The historical hookup makes sense too. Scottish immigrants flooded New England in the 18th and 19th centuries—think Highlanders post-Culloden (1746) or Lowlanders chasing opportunity. They brought their tunes, and those got baked into early American folk dancing, like the country dances English settlers already knew (which, funnily enough, Scotland had influenced via shared borders and courts). By the time contra dance formalized in the 19th century, it was basically Scottish DNA with a Yankee accent—less ornamented than Irish stuff, more about relentless forward motion.

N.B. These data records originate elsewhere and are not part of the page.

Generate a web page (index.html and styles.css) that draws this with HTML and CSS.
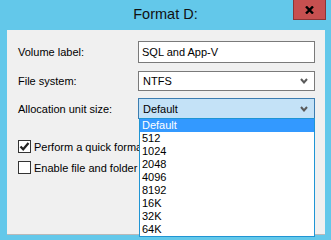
FILE: index.html
```html
<!DOCTYPE html>
<html lang="en">
<head>
  <meta charset="UTF-8" />
  <title>Format D:</title>
  <link rel="stylesheet" href="styles.css" />
</head>
<body>

<div class="window">
  <!-- Title bar -->
  <div class="titlebar">
    <span class="title">Format D:</span>
    <button class="close" type="button" aria-label="Close">
      <svg width="9" height="8" viewBox="0 0 9 8">
        <path d="M1 0.5 L8 7.5 M8 0.5 L1 7.5" stroke="#000" stroke-width="2.4" fill="none" />
      </svg>
    </button>
  </div>

  <!-- Dialog content -->
  <div class="panel">
    <div class="row row-text">
      <span class="label">Volume label:</span>
      <div class="field textbox">SQL and App-V</div>
    </div>

    <div class="row row-fs">
      <span class="label">File system:</span>
      <div class="field combo">
        <span>NTFS</span>
        <svg class="chevron" width="8" height="6" viewBox="0 0 8 6">
          <path d="M1 1 L4 4.5 L7 1" stroke="#5a5a5a" stroke-width="2" fill="none" />
        </svg>
      </div>
    </div>

    <div class="row row-alloc">
      <span class="label">Allocation unit size:</span>
      <div class="field-wrap">
        <div class="field combo combo-open">
          <span>Default</span>
          <svg class="chevron" width="8" height="6" viewBox="0 0 8 6">
            <path d="M1 1 L4 4.5 L7 1" stroke="#5a5a5a" stroke-width="2" fill="none" />
          </svg>
        </div>
        <ul class="dropdown">
          <li class="selected">Default</li>
          <li>512</li>
          <li>1024</li>
          <li>2048</li>
          <li>4096</li>
          <li>8192</li>
          <li>16K</li>
          <li>32K</li>
          <li>64K</li>
        </ul>
      </div>
    </div>

    <!-- checkbox labels run under the open list, so they are cut at its edge -->
    <div class="checks">
      <div class="check">
        <span class="box">
          <svg width="11" height="11" viewBox="0 0 11 11">
            <path d="M1.5 5.5 L4.2 8.3 L9.5 2" stroke="#222" stroke-width="2.2" fill="none" />
          </svg>
        </span>
        <span>Perform a quick format</span>
      </div>
      <div class="check">
        <span class="box"></span>
        <span>Enable file and folder compression</span>
      </div>
    </div>
  </div>
</div>

</body>
</html>
```

FILE: styles.css
```css
* {
  margin: 0;
  padding: 0;
  box-sizing: border-box;
}

body {
  font-family: "Liberation Sans", Arial, sans-serif;
  font-size: 11px;
  color: #000;
  background: #63c8ea;
}

.window {
  width: 331px;
  height: 240px;
  background: #63c8ea;
  overflow: hidden;
}

/* Title bar */
.titlebar {
  height: 30px;
  display: grid;
  grid-template-columns: 1fr auto 1fr;
  align-items: start;
}

.title {
  grid-column: 2;
  padding-top: 5px;
  font-size: 14.5px;
  line-height: 18px;
  color: #111;
}

.close {
  grid-column: 3;
  justify-self: end;
  width: 33px;
  height: 20px;
  margin-right: 5px;
  background: #c75050;
  border: 1px solid #8c3535;
  border-top: none;
  display: flex;
  align-items: center;
  justify-content: center;
}

/* Panel */
.panel {
  margin: 0 6px 0 7px;
  height: 205px;
  padding: 11px 10px 0 11px;
  background: #f0f0f0;
  border-bottom: 1px solid #b9b9b9;
}

.row {
  display: grid;
  grid-template-columns: 120px 1fr;
  align-items: center;
}

.row-text { height: 22px; margin-bottom: 8px; }
.row-fs { height: 20px; margin-bottom: 7px; }
.row-alloc { height: 21px; }

.label {
  line-height: 14px;
}

.field {
  height: 100%;
  display: flex;
  align-items: center;
  padding-left: 3px;
  background: #fff;
  border: 1px solid #7a7a7a;
}

.field-wrap {
  height: 100%;
  position: relative;
}

.combo {
  justify-content: space-between;
  padding-right: 6px;
  padding-left: 4px;
}

.combo-open {
  background: #c4e2f7;
  border-color: #3c7db0;
}

/* Open dropdown list */
.dropdown {
  position: absolute;
  top: calc(100% - 1px);
  left: 1px;
  right: 0;
  list-style: none;
  background: #fff;
  border: 1px solid #1f95d4;
  z-index: 2;
}

.dropdown li {
  height: 13px;
  line-height: 13px;
  padding-left: 2px;
}

.dropdown li.selected {
  background: #3399ff;
  color: #fff;
}

/* Checkboxes */
.checks {
  margin-top: 21px;
  width: 121px;
  display: flex;
  flex-direction: column;
  gap: 8px;
  overflow: hidden;
}

.check {
  display: flex;
  align-items: center;
  gap: 3px;
  height: 13px;
  white-space: nowrap;
}

.box {
  width: 13px;
  height: 13px;
  flex: none;
  background: #fff;
  border: 1px solid #333;
  display: flex;
  align-items: center;
  justify-content: center;
}
```
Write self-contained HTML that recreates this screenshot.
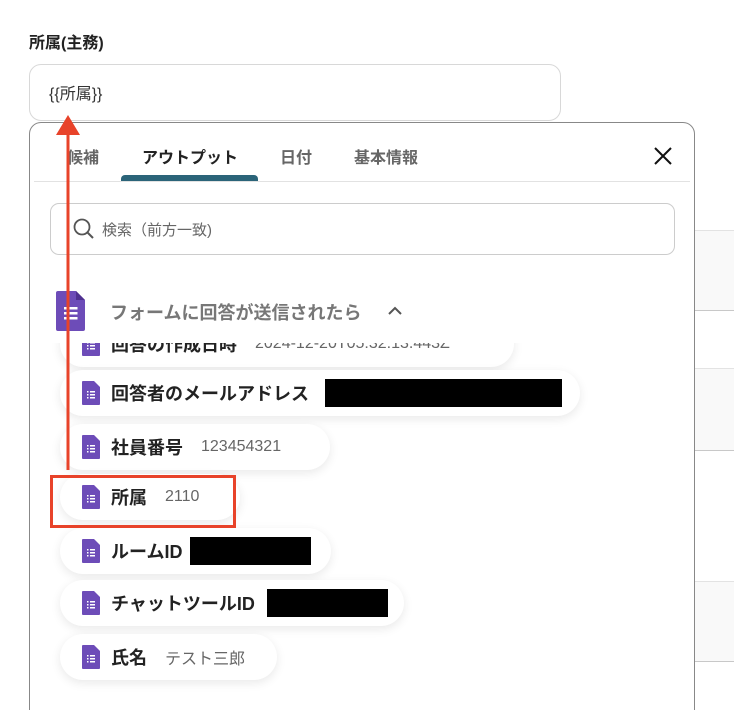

Your point about the Irish is sharp and fair. Ireland’s traditional music, as we know it today—jigs, reels, hornpipes—didn’t fully gel until the mid-19th century. Before that, you had older forms like sean-nรณs singing (unaccompanied, modal, ancient-sounding) and harp music tied to the Gaelic aristocracy, which was fading by the 1700s under English rule. The dance tunes exploded later, fueled by a folk revival and instruments like the fiddle and pipes hitting the mainstream. Look at O’Neill’s Music of Ireland (1903)—it’s a snapshot of that 19th-century boom, not some timeless Celtic root. The Irish got reels from Scotland anyway—via trade, migration, and shared British Isle vibes—adapting them into their own wilder, syncopated style. So yeah, looping Ireland into "Celtic music" with Scotland and New England contra feels off when their big dance tradition was still brewing while Scotland’s was already hopping.
It’s like Ireland’s been retrofitted into a narrative that’s more Scottish-driven at its core. Contra’s closer to a Scottish reel night than an Irish session—less about flashy solo runs, more about the group groove.